Silver City has a great many things about it that I liked. Here, though is what I did not like and let's get it out of the way quickly.
Yes, that is snow. Chorro actually made a point of walking through it. Perhaps it felt familiar to his little feet? Just to give you a frame of reference, here is Chorro last year in February!
It looks beautiful, but it was cold. In fact, Chorro even had to wear a winter coat last year. He looks smaller in this picture because he was up to his knees in snow. (I just love this picture of him!)
Silver City's downtown is one long street of small shops interspersed with old Victorian style buildings. 

The main street is actually not Main Street anymore because Main Street was washed away by a flood some years back. Old Main Street is now a deep arroyo that has been turned into a city park. Would you be surprised to hear that Silver City brought two of my interests together? The Javalina Coffee Shop!

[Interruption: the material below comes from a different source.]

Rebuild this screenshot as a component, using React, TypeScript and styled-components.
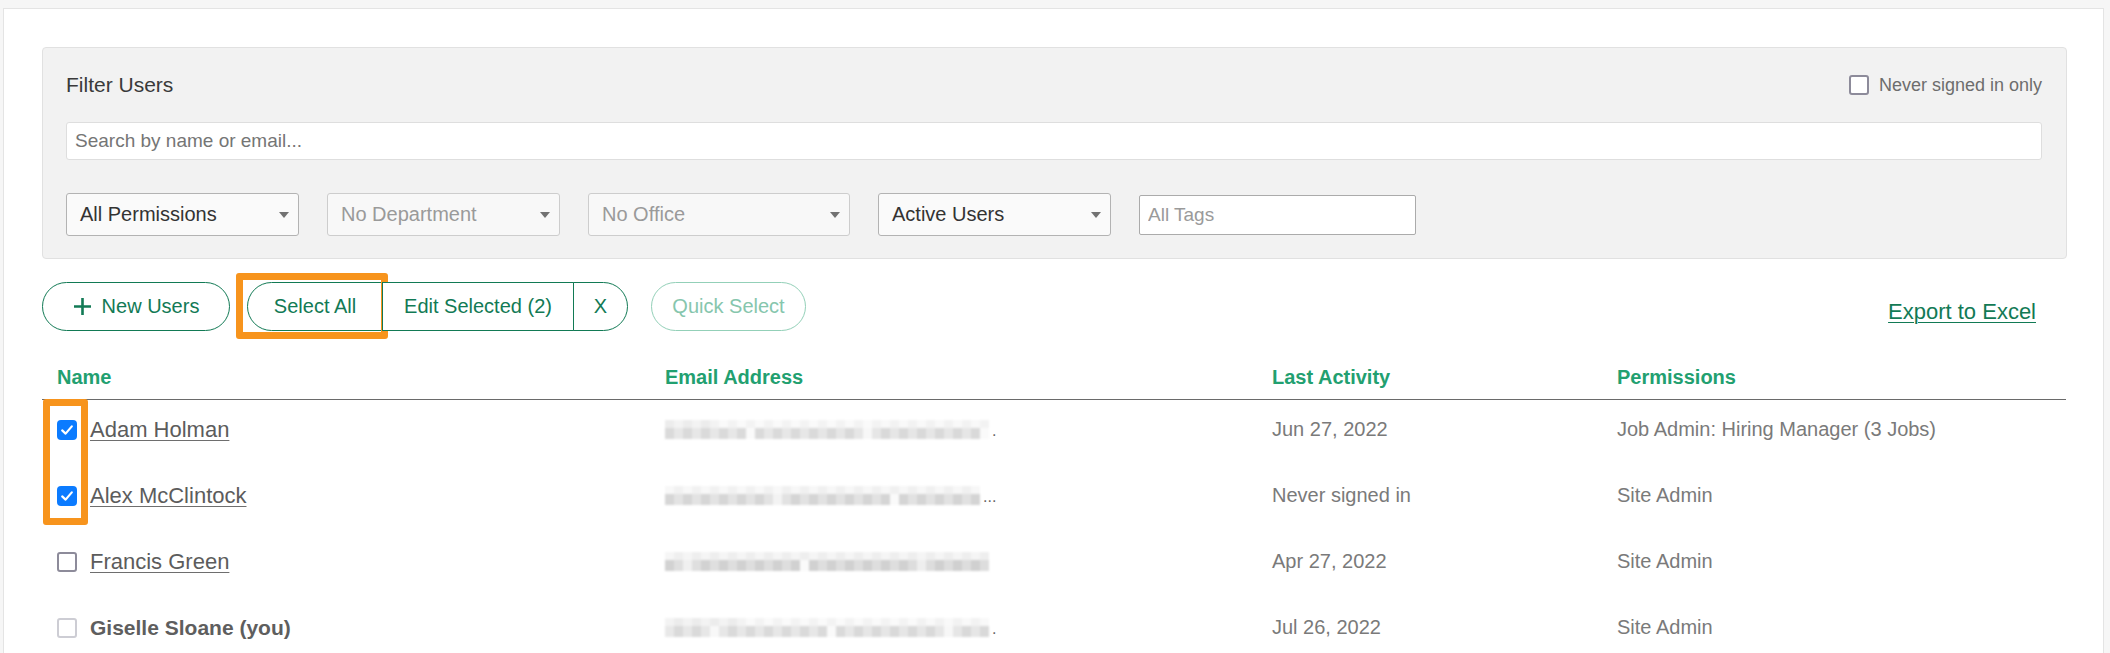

They make a great latte' in an old sixties type coffee house, one where people sit around and chat, read, play scrabble, and in the twenty-first century, work on computers. The highlight of my Silver City visit was having lunch with a friend from last year's Radiant Ranch in Albuquerque. (If Radiant Ranch piques your curiosity, go to radiantrecovery.com.)
Leaving Silver City, we crossed the Continental Divide on our way down to a phenomenon that called to my old ghost-town-hounding, William-the Bard-loving heart. Nothing less than a ghost town called, "Shakespeare."
This town was a ghost town several times over in its history, and actually had quite a few other names. It finally became Shakespeare for the Shakespeare Silver and Gold Mining Company. In one way, my visit to it was a disappointment. It is privately owned and can only be toured on alternate weekends, for a fee. I snapped a few pictures from the gates.

In another way, it was FAR from a disappointment. Here at Shakespeare I finally met my first live javelina! He was part of a party of three and the other two hustled over the ridge. This gentleman patiently waited while I found my camera and rolled down my window to get the picture I had been longing for since I first learned that wild javelinas still roam the south.
2 comments:
All in all Vee, it appeared to be a day destined for a meeting with the elusive javelina!!! And his photo is shows him to be just as odd looking as the many renditions you've encountered on your search...you didn't say how the "javelina" latte compared with your "starbucks"--I'm sure that at least one of your reader's is anxious to know...
I was expecting a lot more snow...maybe Chorro was too?
I am very envious of your javalina sighting!